QUERY 'QUERY_NAME' [EXTERN 'QUERY_FILE'] FROM QUERY_SOURCE (
    QUERY_CONTENT
) 
[USING PARAMETER PARAM_1 [, PARAM_2 [, ...]]]
[INTO QUERY_DESTINATION [, QUERY_DESTINATION_" [, ...]]]
[WITH QUERY_OPTIONS]
[AFTER DEPENDENCY_1 [, DEPENDENCY_2 [, ...]]]

The query content is always a SQL statement valid for the type of query source (e.g. a Microsoft SQL query source requires a valid T-SQL query).

Query Sources

The syntax for query source specification is as follows:

QUERY_SOURCE = {CONNECTION | BLOCK} SOURCE_IDENTIFIER 
                | GLOBAL

Queries have two types of sources:

SQL databases
Non-database sources

For the first type, the query content is a SQL statement that is valid for the database, and the query will be run against that database.

The the second type, Analyst will extract the data to an in-memory SQLite 3 database (not the same as the global database) and the query will be run against that. Therefore, the query needs to be valid for SQLite 3.

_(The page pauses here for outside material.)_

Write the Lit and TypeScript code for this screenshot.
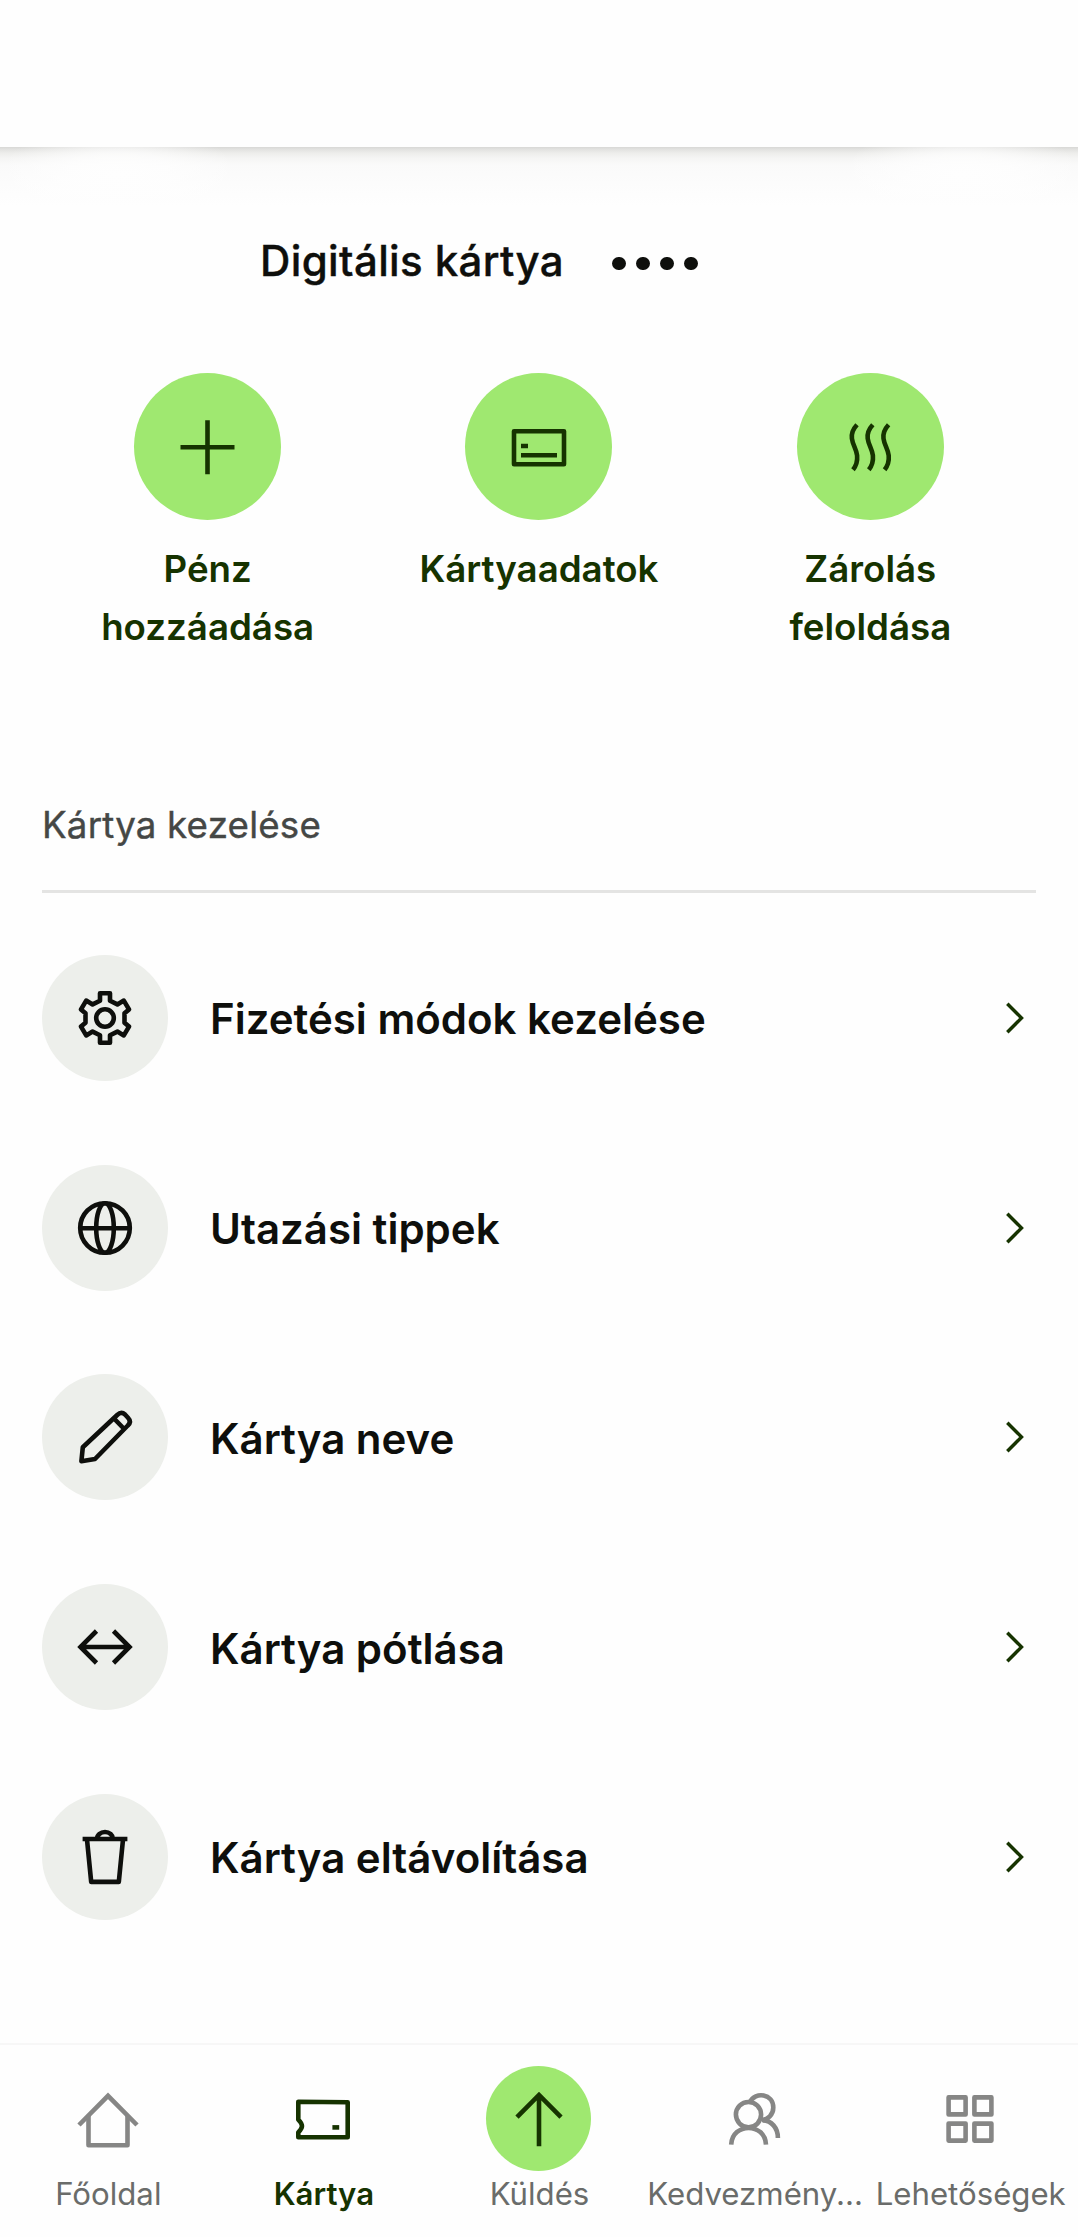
import { LitElement, html, css, svg } from "lit";
import { customElement } from "lit/decorators.js";

/* Icons are drawn on a 64-unit canvas whose origin is its centre. */
const icons = {
  plus: svg`<path d="M-27.500 .2H26.500M-.5-26.800V27.200"/>`,
  details: svg`<path stroke-linejoin="round" d="M-25-15.800H25V17.200H-25Z"/><path d="M-18-1h7M-18 8.200H18"/>`,
  heat: svg`${[0, 15.8, 31.6].map(
    (dx) =>
      svg`<path transform="translate(${dx} 0)" d="M-13-22.300C-17-18-18.700-13-18.100-8.500C-17.300-2-13.600 2-12.900 8.500C-12.500 13-13.600 18.500-17 22.700"/>`
  )}`,
  gear: svg`<circle r="8.800"/><path stroke-linejoin="round" d="M-5-24.700H5V-17.300L12.400-13.600L18.800-17.400L24-8.600L19.500-4.700V4.700L24 8.600L18.800 17.400L12.400 13.600L5 17.300V24.700H-5V17.300L-12.400 13.600L-18.800 17.400L-24 8.600L-19.500 4.700V-4.700L-24-8.600L-18.800-17.400L-12.400-13.600L-5-17.300Z"/>`,
  globe: svg`<circle r="24.800"/><ellipse rx="8.800" ry="24.800"/><path d="M-25 .2H25"/>`,
  pencil: svg`<path stroke-linejoin="round" d="M-23.600 24.200L-22.200 10.300L12.200-22Q16.300-26 20-22.500L23-19.300Q26.800-15.400 22.800-11.500L-10 22ZM9-18.500L19.200-8"/>`,
  swap: svg`<path d="M-25 0H25M-8.500-16L-24.500 0L-8.500 16M8.500-16L24.500 0L8.500 16"/>`,
  trash: svg`<path stroke-linejoin="round" d="M-18-17.500L-13.800 24.900H13.800L18-17.500"/><path d="M-22.400-18H22.400M-8-18A8 7 0 0 1 8-18"/>`,
  home: svg`<path d="M-29 6L0-23.200L29 6"/><path stroke-linejoin="round" d="M-19.500-3V26.200H19.500V-3"/>`,
  card: svg`<path stroke-linejoin="round" d="M-24.700-17.200L24.700-16.800V18.300H-24.700V13.400C-19.800 8.500-19.800 5.500-24.700 .6Z"/><path d="M9.400 8.400h6.800"/>`,
  send: svg`<path d="M0-24V27.300M-22-1.800L0-24L22-1.800"/>`,
  people: svg`<circle cx="-6.500" cy="-4.400" r="12.600"/><path d="M-23.800 25.600C-22.800 3.400 10 3.400 11 25.600M-5.200-16.900C.3-27.900 18.300-25.400 18.300-11.400C18.300-3.900 12.800 .4 6.800 1M7.800 1.400C16.300 1.600 22.900 8.600 22.900 18.900"/>`,
  grid: svg`<path stroke-linejoin="round" d="M-21.400-21.600h17v17h-17zM4.400-21.600h17v17h-17zM-21.400 4.600h17v17h-17zM4.400 4.600h17v17h-17z"/>`,
};

type IconName = keyof typeof icons;

const glyph = (name: IconName) =>
  html`<svg class="icon" viewBox="-32 -32 64 64" aria-hidden="true">${icons[name]}</svg>`;

const actions: { icon: IconName; label: string }[] = [
  { icon: "plus", label: "Pénz hozzáadása" },
  { icon: "details", label: "Kártyaadatok" },
  { icon: "heat", label: "Zárolás feloldása" },
];

const rows: { icon: IconName; label: string }[] = [
  { icon: "gear", label: "Fizetési módok kezelése" },
  { icon: "globe", label: "Utazási tippek" },
  { icon: "pencil", label: "Kártya neve" },
  { icon: "swap", label: "Kártya pótlása" },
  { icon: "trash", label: "Kártya eltávolítása" },
];

const tabs: { icon: IconName; label: string; kind?: string }[] = [
  { icon: "home", label: "Főoldal" },
  { icon: "card", label: "Kártya", kind: "active" },
  { icon: "send", label: "Küldés", kind: "send" },
  { icon: "people", label: "Kedvezmény..." },
  { icon: "grid", label: "Lehetőségek" },
];

@customElement("app-root")
export class AppRoot extends LitElement {
  static styles = css`
    :host {
      display: flex;
      flex-direction: column;
      height: 2237px;
      background: #fefefe;
      color: #0e0f0c;
      font-family: Inter, "Liberation Sans", sans-serif;
      overflow: hidden;
    }
    .icon {
      display: block;
      flex: none;
      width: 64px;
      height: 64px;
      fill: none;
      stroke: currentColor;
      stroke-width: 4.600;
    }
    .top {
      flex: none;
      height: 147px;
      background: #fefefe;
    }
    .shade {
      flex: none;
      height: 64px;
      background:
        radial-gradient(ellipse 120px 50px at 118px 28px, #fefefe 0, #fefefeb8 45%, #fefefe00),
        radial-gradient(ellipse 120px 50px at 962px 28px, #fefefe 0, #fefefeb8 45%, #fefefe00),
        linear-gradient(#d8d8d6 0, #e1e1df 2px, #ededeb 6px, #f5f5f4 11px, #fafafa 18px, #fcfcfc 36px, #fefefe 60px);
    }
    .title {
      display: flex;
      align-items: center;
      height: 98px;
      padding: 0 0 2px 260px;
      gap: 48px;
      font-size: 42px;
      font-weight: 500;
      letter-spacing: 0.38px;
      line-height: 63px;
      white-space: nowrap;
      -webkit-text-stroke: 0.4px currentColor;
    }
    .dots {
      display: flex;
      gap: 10.500px;
      padding-top: 7px;
    }
    .dot {
      width: 13.500px;
      height: 13.500px;
      border-radius: 50%;
      background: currentColor;
    }
    .actions {
      display: grid;
      grid-template-columns: repeat(3, 1fr);
      height: 423px;
      padding: 62px 42px 0;
      color: #163300;
    }
    .action {
      display: flex;
      flex-direction: column;
      align-items: center;
      gap: 20px;
    }
    .disc {
      display: grid;
      place-items: center;
      width: 147px;
      height: 147px;
      border-radius: 50%;
      background: #9fe870;
    }
    .action-label {
      width: 260px;
      font-size: 36.700px;
      font-weight: 600;
      line-height: 57.700px;
      text-align: center;
    }
    .section {
      margin: 0 42px;
      padding: 0 0 37px;
      border-bottom: 3px solid #e4e4e3;
      color: #454745;
      font-size: 36.700px;
      font-weight: 400;
      letter-spacing: 0.2px;
      line-height: 57px;
      -webkit-text-stroke: 0.4px currentColor;
    }
    .rows {
      padding: 20px 42px 0;
    }
    .row {
      display: flex;
      align-items: center;
      gap: 42px;
      height: 209.750px;
    }
    .badge {
      display: grid;
      place-items: center;
      width: 126px;
      height: 126px;
      border-radius: 50%;
      background: #edefeb;
    }
    .row-label {
      flex: 1;
      padding-top: 2px;
      font-size: 42px;
      font-weight: 600;
      line-height: 63px;
    }
    .chevron {
      width: 42px;
      height: 42px;
      fill: none;
      stroke: #163300;
      stroke-width: 3.400;
    }
    .nav {
      display: grid;
      grid-template-columns: repeat(5, 1fr);
      height: 194px;
      margin-top: auto;
      border-top: 2px solid #f7f7f7;
      box-sizing: border-box;
      background: #fefefe;
      color: #6a6c6a;
    }
    .tab {
      display: flex;
      flex-direction: column;
      align-items: center;
      min-width: 0;
      padding-top: 21px;
    }
    .tab-icon {
      display: grid;
      place-items: center;
      width: 105px;
      height: 105px;
      border-radius: 50%;
      color: #868685;
    }
    .tab-label {
      padding: 1px 0 0 1px;
      font-size: 31.200px;
      line-height: 44px;
      white-space: nowrap;
    }
    .active,
    .active .tab-icon,
    .send .tab-icon {
      color: #163300;
    }
    .active .tab-label {
      font-weight: 600;
    }
    .send .tab-icon {
      background: #9fe870;
    }
  `;

  render() {
    return html`
      <header class="top"></header>
      <div class="shade"></div>
      <div class="title">
        <span>Digitális kártya</span>
        <span class="dots">${[0, 1, 2, 3].map(() => html`<i class="dot"></i>`)}</span>
      </div>
      <section class="actions">
        ${actions.map(
          (a) => html`<div class="action">
            <div class="disc">${glyph(a.icon)}</div>
            <div class="action-label">${a.label}</div>
          </div>`
        )}
      </section>
      <div class="section">Kártya kezelése</div>
      <main class="rows">
        ${rows.map(
          (r) => html`<div class="row">
            <div class="badge">${glyph(r.icon)}</div>
            <div class="row-label">${r.label}</div>
            <svg class="chevron" viewBox="0 0 42 42"><path d="M13.300 6.700L27.500 21L13.300 35.300" /></svg>
          </div>`
        )}
      </main>
      <nav class="nav">
        ${tabs.map(
          (t) => html`<div class="tab ${t.kind ?? ""}">
            <div class="tab-icon">${glyph(t.icon)}</div>
            <div class="tab-label">${t.label}</div>
          </div>`
        )}
      </nav>
    `;
  }
}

Note that the GLOBAL database is an SQLite3 database too.

Query Destinations

The syntax for query destination specification is as follows:

QUERY_DESTINATION = CONNECTION DESTINATION_IDENTIFIER 
                        | GLOBAL 
                        | CONSOLE 
                        | PARAMETER ( PARAMETER1_NAME [, PARAMETER2_NAME [, ...]])

If the destination is specified, then every row returned by the query will be sent to it. For example, if a connection to an Excel file is specified, then this file will be populated with all the rows returned by the query.

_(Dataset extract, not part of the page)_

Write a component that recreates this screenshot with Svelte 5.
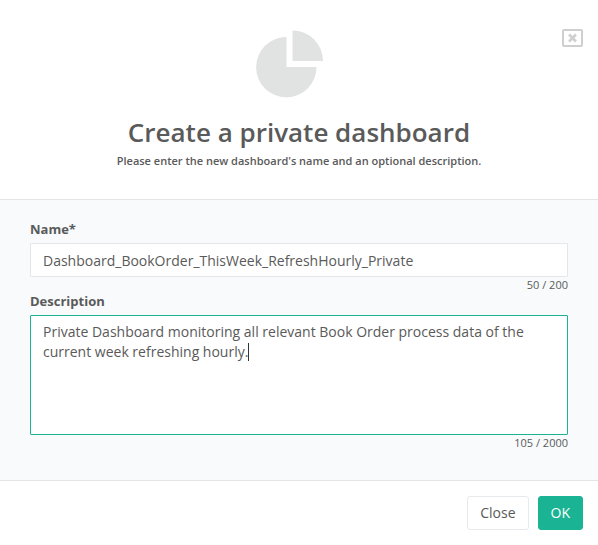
<script lang="ts">
  import { onMount } from 'svelte';

  const nameLimit = 200;
  const descriptionLimit = 2000;

  let name = $state('Dashboard_BookOrder_ThisWeek_RefreshHourly_Private');
  let description = $state(
    'Private Dashboard monitoring all relevant Book Order process data of the \ncurrent week refreshing hourly.'
  );
  let caret = $state(0);
  let descriptionField: HTMLTextAreaElement;

  function updateCaret() {
    caret = descriptionField.selectionEnd;
  }

  onMount(() => {
    descriptionField.focus();
    descriptionField.setSelectionRange(description.length, description.length);
    updateCaret();
  });
</script>

<form class="modal" onsubmit={(event) => event.preventDefault()}>
  <header class="modal-header">
    <button type="button" class="dismiss" aria-label="Dismiss">
      <svg width="22" height="18" viewBox="0 0 22 18" fill="none" stroke="#cfcfcf">
        <rect x="1" y="1" width="19" height="16" rx="1" stroke-width="2" />
        <path d="M7 5.5l7 7M14 5.5l-7 7" stroke-width="2.6" />
      </svg>
    </button>
    <svg class="pie" width="68" height="68" viewBox="0 0 68 68" fill="#e1e3e2" aria-hidden="true">
      <path d="M30.5 7A30.2 30.2 0 1 0 60.5 37H30.5Z" />
      <path d="M36.5 0.5A30.5 30.5 0 0 1 67 31H36.5Z" />
    </svg>
    <h1>Create a private dashboard</h1>
    <p>Please enter the new dashboard's name and an optional description.</p>
  </header>

  <div class="modal-body">
    <label for="name">Name*</label>
    <input id="name" type="text" maxlength={nameLimit} spellcheck="false" bind:value={name} />
    <div class="counter">{name.length} / {nameLimit}</div>

    <label for="description">Description</label>
    <div class="editor">
      <textarea
        id="description"
        maxlength={descriptionLimit}
        spellcheck="false"
        bind:value={description}
        bind:this={descriptionField}
        oninput={updateCaret}
        onkeyup={updateCaret}
        onclick={updateCaret}
      ></textarea>
      <!-- repeats the text up to the cursor so the caret lands after it -->
      <div class="mirror" aria-hidden="true">{description.slice(0, caret)}<span class="caret"></span></div>
    </div>
    <div class="counter">{description.length} / {descriptionLimit}</div>
  </div>

  <footer class="modal-footer">
    <button type="button" class="btn">Close</button>
    <button type="submit" class="btn primary">OK</button>
  </footer>
</form>

<style>
  :global(body) {
    background: #fff;
  }

  .modal {
    color: #5a5a5a;
    font-family: 'Open Sans', sans-serif;
    font-size: 14px;
    line-height: 20px;
  }

  .modal-header {
    position: relative;
    display: flex;
    flex-direction: column;
    align-items: center;
    padding: 30px 16px 29px;
    border-bottom: 1px solid #e5e5e5;
    text-align: center;
  }

  .dismiss {
    position: absolute;
    top: 29px;
    right: 14px;
    padding: 0;
    border: 0;
    background: none;
    line-height: 0;
    cursor: pointer;
  }

  .pie {
    margin-left: -18px;
  }

  h1 {
    margin: 20px 0 5px;
    font-size: 26px;
    font-weight: 600;
    line-height: 29px;
  }

  p {
    margin: 0;
    font-size: 11px;
    font-weight: 600;
    line-height: 18px;
  }

  .modal-body {
    display: flex;
    flex-direction: column;
    padding: 20px 30px 30px;
    border-bottom: 1px solid #e5e5e5;
    background: #f8fafc;
  }

  label {
    margin-bottom: 5px;
    font-size: 13px;
    font-weight: 700;
    line-height: 18px;
  }

  .editor {
    position: relative;
    display: flex;
  }

  input,
  textarea,
  .mirror {
    box-sizing: border-box;
    width: 100%;
    padding: 6px 12px;
    border: 1px solid #e5e6e7;
    border-radius: 1px;
    outline: 0;
    background: #fff;
    color: inherit;
    font: inherit;
  }

  input {
    height: 34px;
  }

  textarea {
    height: 120px;
    resize: none;
    caret-color: transparent;
  }

  input:focus,
  textarea:focus {
    border-color: #1ab394;
  }

  .mirror {
    position: absolute;
    inset: 0;
    overflow: hidden;
    visibility: hidden;
    white-space: pre-wrap;
    overflow-wrap: break-word;
    pointer-events: none;
  }

  .caret {
    display: inline-block;
    width: 1px;
    height: 18px;
    margin-right: -1px;
    background: #333;
    vertical-align: text-bottom;
  }

  textarea:focus + .mirror .caret {
    visibility: visible;
  }

  .counter {
    font-size: 11px;
    line-height: 15px;
    text-align: right;
  }

  .modal-footer {
    display: flex;
    justify-content: flex-end;
    gap: 9px;
    padding: 15px;
  }

  .btn {
    padding: 6px 12px;
    border: 1px solid #e7eaec;
    border-radius: 3px;
    background: #fff;
    color: inherit;
    font: inherit;
    cursor: pointer;
  }

  .primary {
    border-color: #1ab394;
    background: #1ab394;
    color: #fff;
  }
</style>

A query need not specify a destination. A query without a destination can be used as the source of another block, such as TRANSFORM.

Queries that do not specify a destination and that are not the source of any other block will NOT be executed.

Connection

If a connection is specified, then connection-specific options may need to be provided. For SQL destinations, the TABLE option always needs to be speficied, saying which table the data should be inserted into.

Console

This will send rows to STDOUT on the console. There are two available output formats configurable with the OUTPUT_FORMAT option:

table (default): Pretty-prints the output as a table.
json: Formats the output as an array of JSON objects. The keys are the column names.

Parameter

This will send the output to one or more parameters, in column order. The parameter must have been previously declared by the DECLARE statement.

For example in the below @Param will be set to 1 and @Param2 will be set to 2.

DECLARE @Param;
DECLARE @Param2;

QUERY 'WriteParam' FROM GLOBAL (
    SELECT 1, 2
) INTO PARAMETER (@Param, @Param2)

The query must return a single row.

After

By default, QUERY and EXEC blocks are scheduled to run in parallel with maximum parallelism. This means that two QUERY blocks in the same script that both specify a destination will both run concurrently, rather than the second starting after the first finishes.

The AFTER keyword specifies a dependency on any other block. Its meaning is that the query will not start running before the other block finishes. This can be used to synchronize parameter setting or data access (see examples below).

Examples

Basic example:

QUERY 'SelectAll' FROM CONNECTION MyDb (
    SELECT * FROM MyTable
) INTO CONSOLE

Move data from one database to another:

QUERY 'MoveData' FROM CONNECTION MyDb (
    SELECT * FROM MyTable
) INTO CONNECTION MyOtherDb WITH (TABLE = 'SecondTable')

Ignore any rows containing NULLs and don't attempt to insert them into the destination:

QUERY 'MoveData' FROM CONNECTION MyDb (
    SELECT * FROM MyTable
) INTO CONNECTION MyOtherDb WITH (TABLE = 'SecondTable', DROP_NULLS = 'True')

Use parameters and synchronization to print @Name and @Id in that order.

DECLARE @Id;
DECLARE @Name;

QUERY 'GetId' FROM CONNECTION MyDb (
    SELECT Id, Name FROM MyTable LIMIT 1
) INTO PARAMETER (@Id, @Name)

QUERY 'PrintName' FROM GLOBAL (
    SELECT ? AS Name
) USING PARAMETER @Name
  INTO CONSOLE
  AFTER GetId
  
QUERY 'PrintId' FROM GLOBAL (
    SELECT ? AS Id
) USING PARAMETER @Id 
  INTO CONSOLE 
  AFTER PrintName